A Witches Coffin and a Medieval Well: I didn’t foresee West Country Wanderings actually being exactly what I’d write about first.

“Have you seen the Witches coffin?”

Look carefully at the image above. You’ll see a stone coffin, with some ornate carvings being slowly consumed by ivy, perched high on an old wall. A wall which marks the boundary between the church graveyard and the garden of the house next door. “Have you seen the witches coffin?” my Mum remarks as we walk past the graveyard on another of our lockdown walks. This is a path I’ve of trodden hundreds of times, how is it possible I’ve paid this no heed before? Does it contain the remains of some poor soul deemed unfit to be buried in the graveyard? Is it a really a witches grave? Read on to find out…

This blog was a rather thoughtful Secret Santa gift from my husband’s cousin. A way to share our Canadian adventure which, from the view point of Christmas 2019, seemed so close I could almost smell the maple syrup! Briony, the gift-giver, a fellow Wurzles-loving cider-drinking West Country aficionado had, I felt, chosen a great name. In fact, back in 2012 I had a short lived travel blog with a similar name, ‘West Country Kid’, so I was chuffed with the gift and ready to write.

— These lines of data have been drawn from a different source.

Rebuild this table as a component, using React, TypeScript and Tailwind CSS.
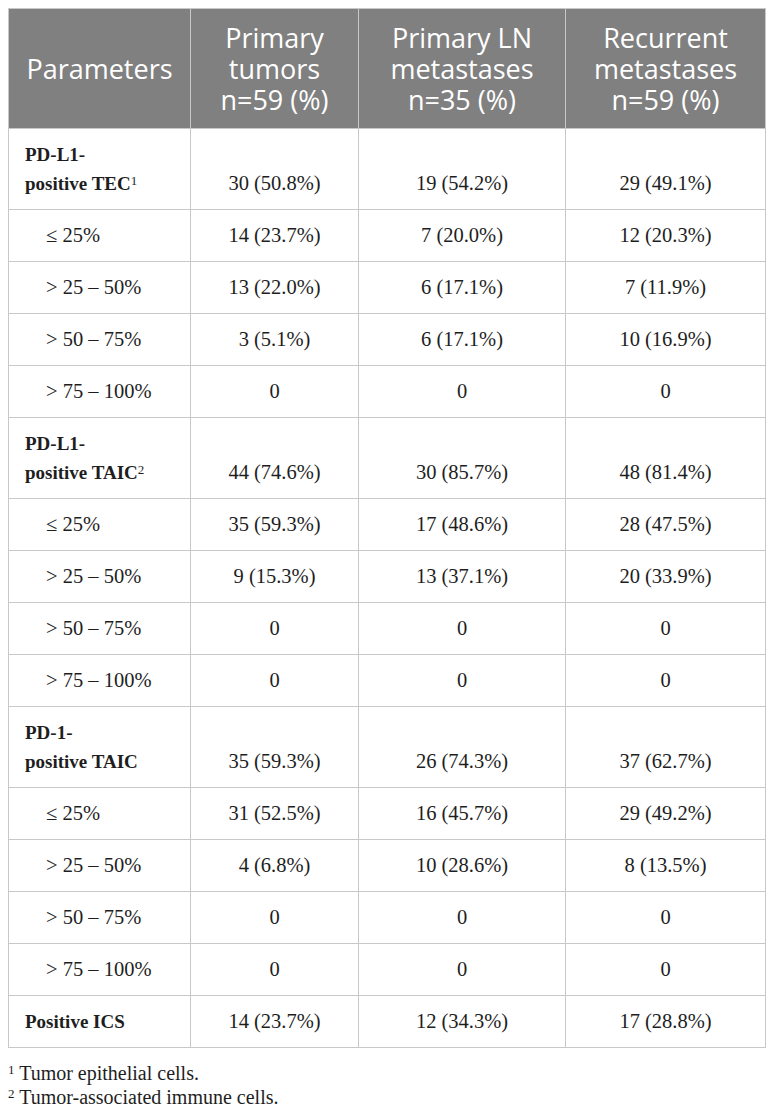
import React from "react";

type Row = { label: string; sup?: string; bold?: boolean; values: string[] };

const rows: Row[] = [
  { label: "PD-L1-\npositive TEC", sup: "1", bold: true, values: ["30 (50.8%)", "19 (54.2%)", "29 (49.1%)"] },
  { label: "≤ 25%", values: ["14 (23.7%)", "7 (20.0%)", "12 (20.3%)"] },
  { label: "> 25 – 50%", values: ["13 (22.0%)", "6 (17.1%)", "7 (11.9%)"] },
  { label: "> 50 – 75%", values: ["3 (5.1%)", "6 (17.1%)", "10 (16.9%)"] },
  { label: "> 75 – 100%", values: ["0", "0", "0"] },
  { label: "PD-L1-\npositive TAIC", sup: "2", bold: true, values: ["44 (74.6%)", "30 (85.7%)", "48 (81.4%)"] },
  { label: "≤ 25%", values: ["35 (59.3%)", "17 (48.6%)", "28 (47.5%)"] },
  { label: "> 25 – 50%", values: ["9 (15.3%)", "13 (37.1%)", "20 (33.9%)"] },
  { label: "> 50 – 75%", values: ["0", "0", "0"] },
  { label: "> 75 – 100%", values: ["0", "0", "0"] },
  { label: "PD-1-\npositive TAIC", bold: true, values: ["35 (59.3%)", "26 (74.3%)", "37 (62.7%)"] },
  { label: "≤ 25%", values: ["31 (52.5%)", "16 (45.7%)", "29 (49.2%)"] },
  { label: "> 25 – 50%", values: ["4 (6.8%)", "10 (28.6%)", "8 (13.5%)"] },
  { label: "> 50 – 75%", values: ["0", "0", "0"] },
  { label: "> 75 – 100%", values: ["0", "0", "0"] },
  { label: "Positive ICS", bold: true, values: ["14 (23.7%)", "12 (34.3%)", "17 (28.8%)"] },
];

const headers = ["Parameters", "Primary\ntumors\nn=59 (%)", "Primary LN\nmetastases\nn=35 (%)", "Recurrent\nmetastases\nn=59 (%)"];

export default function App() {
  return (
    <div className="min-h-[1112px] bg-white p-2 text-[#1e1e1e]">
      <table className="w-[757px] table-fixed border-collapse">
        <colgroup>
          <col className="w-[182px]" />
          <col className="w-[168px]" />
          <col className="w-[207px]" />
          <col className="w-[200px]" />
        </colgroup>
        <thead>
          <tr>
            {headers.map((h, i) => (
              <th
                key={i}
                className="whitespace-pre-line border border-[#c8c8c8] bg-[#808080] px-1 py-[13px] text-center align-middle text-[27px] font-normal leading-[31px] text-white"
                style={{ fontFamily: '"Open Sans", sans-serif' }}
              >
                {h}
              </th>
            ))}
          </tr>
        </thead>
        <tbody style={{ fontFamily: '"Liberation Serif", serif' }} className="text-[20.5px] leading-[29px]">
          {rows.map((r, i) => (
            <tr key={i}>
              <td
                className={
                  r.bold
                    ? "whitespace-pre-line border border-[#c8c8c8] py-[11px] pl-4 pr-1 align-bottom text-[19px] font-bold"
                    : "border border-[#c8c8c8] py-[11px] pl-[37px] pr-1 align-bottom"
                }
              >
                {r.label}
                {r.sup && <sup className="relative -top-[5px] text-[13px] font-normal">{r.sup}</sup>}
              </td>
              {r.values.map((v, j) => (
                <td key={j} className="border border-[#c8c8c8] py-[11px] text-center align-bottom">
                  {v}
                </td>
              ))}
            </tr>
          ))}
        </tbody>
      </table>
      <div className="mt-[13px] text-[20px] leading-[24px]" style={{ fontFamily: '"Liberation Serif", serif' }}>
        <p>
          <sup className="text-[13px]">1</sup> Tumor epithelial cells.
        </p>
        <p>
          <sup className="text-[13px]">2</sup> Tumor-associated immune cells.
        </p>
      </div>
    </div>
  );
}
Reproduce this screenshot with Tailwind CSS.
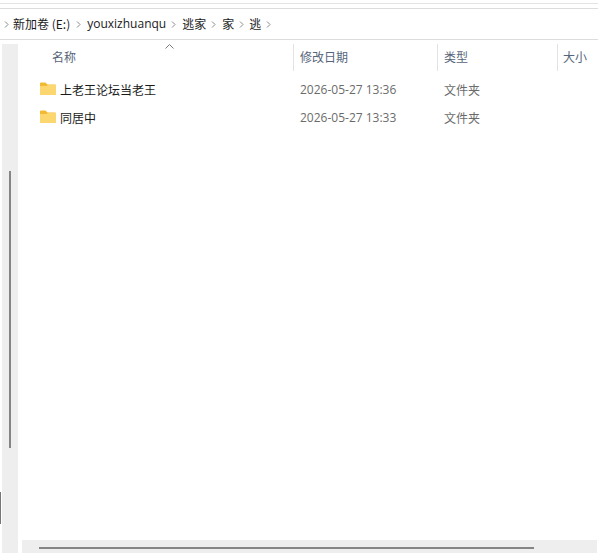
<!DOCTYPE html>
<html lang="zh-CN">
<head>
  <meta charset="UTF-8" />
  <title>逃</title>
  <script src="https://cdn.jsdelivr.net/npm/@tailwindcss/browser@4"></script>
</head>
<body class="bg-white h-[553px] w-[598px] overflow-hidden font-['Noto_Sans_CJK_SC','Noto_Sans',sans-serif] text-[12px] relative">

  <!-- top lines -->
  <div class="h-[4px] border-b border-[#e3e3e3]"></div>
  <div class="h-[5px] border-b border-[#dcdcdc]"></div>

  <!-- breadcrumb -->
  <div class="h-[31px] border-b border-[#dcdcdc] flex items-center pl-[4px] text-[#1a1a1a]">
    <svg class="w-[5px] h-[7px] mr-[4px]" viewBox="0 0 5 7" fill="none" stroke="#8a8a8a"><path d="M1 .5l3 3-3 3"/></svg>
    <span>新加卷 (E:)</span>
    <svg class="w-[5px] h-[7px] mx-[6px]" viewBox="0 0 5 7" fill="none" stroke="#8a8a8a"><path d="M1 .5l3 3-3 3"/></svg>
    <span class="font-['Open_Sans','Noto_Sans',sans-serif]">youxizhuanqu</span>
    <svg class="w-[5px] h-[7px] ml-[5px] mr-[6px]" viewBox="0 0 5 7" fill="none" stroke="#8a8a8a"><path d="M1 .5l3 3-3 3"/></svg>
    <span>逃家</span>
    <svg class="w-[5px] h-[7px] ml-[5px] mr-[6px]" viewBox="0 0 5 7" fill="none" stroke="#8a8a8a"><path d="M1 .5l3 3-3 3"/></svg>
    <span>家</span>
    <svg class="w-[5px] h-[7px] mx-[5px]" viewBox="0 0 5 7" fill="none" stroke="#8a8a8a"><path d="M1 .5l3 3-3 3"/></svg>
    <span>逃</span>
    <svg class="w-[5px] h-[7px] ml-[5px]" viewBox="0 0 5 7" fill="none" stroke="#8a8a8a"><path d="M1 .5l3 3-3 3"/></svg>
  </div>

  <div class="flex h-[513px]">
    <!-- left scrollbar -->
    <div class="w-[20px] pt-[4px] shrink-0 flex">
      <div class="ml-[2px] w-[16px] bg-[#eeeeee] pt-[127px] pl-[7px]">
        <div class="w-[2px] h-[277px] bg-[#858585]"></div>
      </div>
    </div>

    <!-- file list -->
    <div class="flex-1 flex flex-col min-w-0">
      <div class="flex h-[27px] mt-[4px] text-[#56657a] relative">
        <svg class="absolute left-[145px] top-0 w-[9px] h-[5px]" viewBox="0 0 9 5" fill="none" stroke="#7a7a7a"><path d="M.5 4.5l4-4 4 4"/></svg>
        <div class="w-[274px] pl-[32px] pb-[2px] flex items-center border-r border-[#e3e3e3]">名称</div>
        <div class="w-[144px] pl-[6px] pb-[2px] flex items-center border-r border-[#e3e3e3]">修改日期</div>
        <div class="w-[120px] pl-[6px] pb-[2px] flex items-center border-r border-[#e3e3e3]">类型</div>
        <div class="pl-[5px] pb-[2px] flex items-center">大小</div>
      </div>

      <div class="flex h-[28px] items-center mt-[5px] text-[#6b6b6b]">
        <div class="w-[280px] pl-[20px] flex items-center text-[#1a1a1a]">
          <svg class="w-[16px] h-[13px] mr-[4px] -mt-[3px]" viewBox="0 0 16 13"><path d="M0 1.5A1 1 0 0 1 1 .5h4.5l2 2H15a1 1 0 0 1 1 1V12a1 1 0 0 1-1 1H1a1 1 0 0 1-1-1z" fill="#f2b933"/><path d="M0 4h6.5L8 3h8v9a1 1 0 0 1-1 1H1a1 1 0 0 1-1-1z" fill="#fcd770"/></svg>
          <span>上老王论坛当老王</span>
        </div>
        <div class="w-[144px] font-['Open_Sans','Noto_Sans',sans-serif]">2026-05-27 13:36</div>
        <div>文件夹</div>
      </div>
      <div class="flex h-[28px] items-center text-[#6b6b6b]">
        <div class="w-[280px] pl-[20px] flex items-center text-[#1a1a1a]">
          <svg class="w-[16px] h-[13px] mr-[4px] -mt-[3px]" viewBox="0 0 16 13"><path d="M0 1.5A1 1 0 0 1 1 .5h4.5l2 2H15a1 1 0 0 1 1 1V12a1 1 0 0 1-1 1H1a1 1 0 0 1-1-1z" fill="#f2b933"/><path d="M0 4h6.5L8 3h8v9a1 1 0 0 1-1 1H1a1 1 0 0 1-1-1z" fill="#fcd770"/></svg>
          <span>同居中</span>
        </div>
        <div class="w-[144px] font-['Open_Sans','Noto_Sans',sans-serif]">2026-05-27 13:33</div>
        <div>文件夹</div>
      </div>

      <!-- bottom scrollbar -->
      <div class="mt-auto ml-[2px] mr-[1px] h-[13px] bg-[#eeeeee] pt-[7px] pl-[17px]">
        <div class="w-[495px] h-[2px] bg-[#858585]"></div>
      </div>
    </div>
  </div>

  <!-- window edge sliver -->
  <div class="absolute left-0 top-[492px] w-[1px] h-[32px] bg-[#777777]"></div>
</body>
</html>
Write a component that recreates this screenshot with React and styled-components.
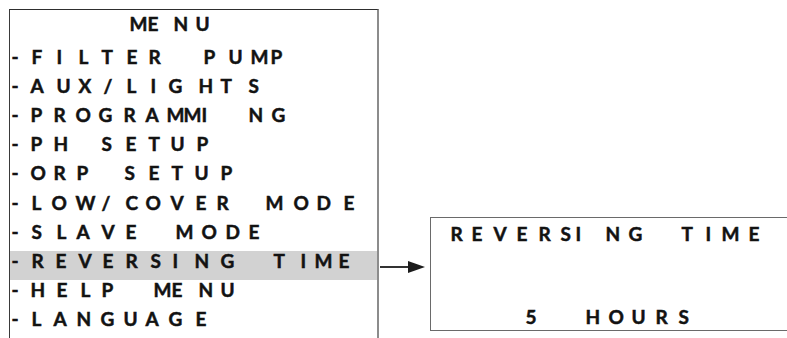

Needless to say, finding ourselves without somewhere to live during a global pandemic did not leave me time, or a burning desire, to document. Neither did moving into my Mum’s house, husband, dog and suitcases in tow, to wait out the pandemic and plot a route to Canada.

I thought I knew all the secrets of the small English village we found ourselves walking around, killing lockdown time, but I was wrong. I didn’t foresee West Country Wanderings actually being exactly what I’d write about first, but 2020 isn’t working out the way anyone planned is it?


The Medieval Well

The one time track is now entirely covered in stinging nettles and so the first time the three of us attempt to reach the 15th Century Well Jacob, who would rather be stung than defeated, was the only one who made it there.

I returned, alone, determined and welly-clad the next day. The well isn’t actually far from the main road, in a small dell. But,once you’re a few meters along the once-was-a-path, amongst the trees, it’s actually rather eerily quiet. The stone structure is built into the side of a bank, inside there is a stone trough which the water collects in and, to complete the scene, there is a small stream flowing out of the building.

Thanks to the lack of modern surroundings, it’s not hard to picture the Monks, who would have come from the Priory of the Bonhommes, before the Break with Rome, to collect water. I didn’t stay long, but did find a small, broken piece of clay pipe in the stream before I left. And as I pass back through the little green valley, back into the modern world, I can just make out a young girl, bonnet on, dress gently dragging on the ground, sent out to fetch water from the near-by, now lost after a fire in 1928, Conduit Cottages.

The coffin on the Cemetery Wall

The coffin sits rather precariously on top of the high church wall. Even without knowing whose remains lie inside and why they were deemed to be unworthy of burial inside the graveyard you’re chilled by the notion that anyone should remain in limbo, suspended on a wall.

Google throws little light on the subject. One photograph of the coffin shared and discussed on Blipfoto mentions the idea that it houses an excommunicated Monk. Elements of this story work: there certainly were Monks living in the Priory House but the coffin is quite small, even for one of our much shorter ancestors.

A further comment suggests it is the resting place of a slightly eccentric lawyer who had wanted to be placed on the wall and obtained permission. So is this a story of status and remaining above others or rather different from others, even in death? The likelihood is not.

If you’ve every read Tess of the d’Ubervilles, or a least the part where she buries her unbaptised child in a forgotten corner of the cemetery, you might already have worked out why the coffin is there. As unbaptised babies were not allowed to be buried in the consecrated ground of the church yard, they were placed, often by desperate unmarried mothers, as near as possible. In this its case on the top of a wall.

I won’t go as far as to say I’m glad that the global situation has forced me to explore, admire and write about Edington; but I will cast my eyes up at the coffin on the wall and smile. And hopefully, at some point soon, that will be the smiling face of someone visiting from Canada.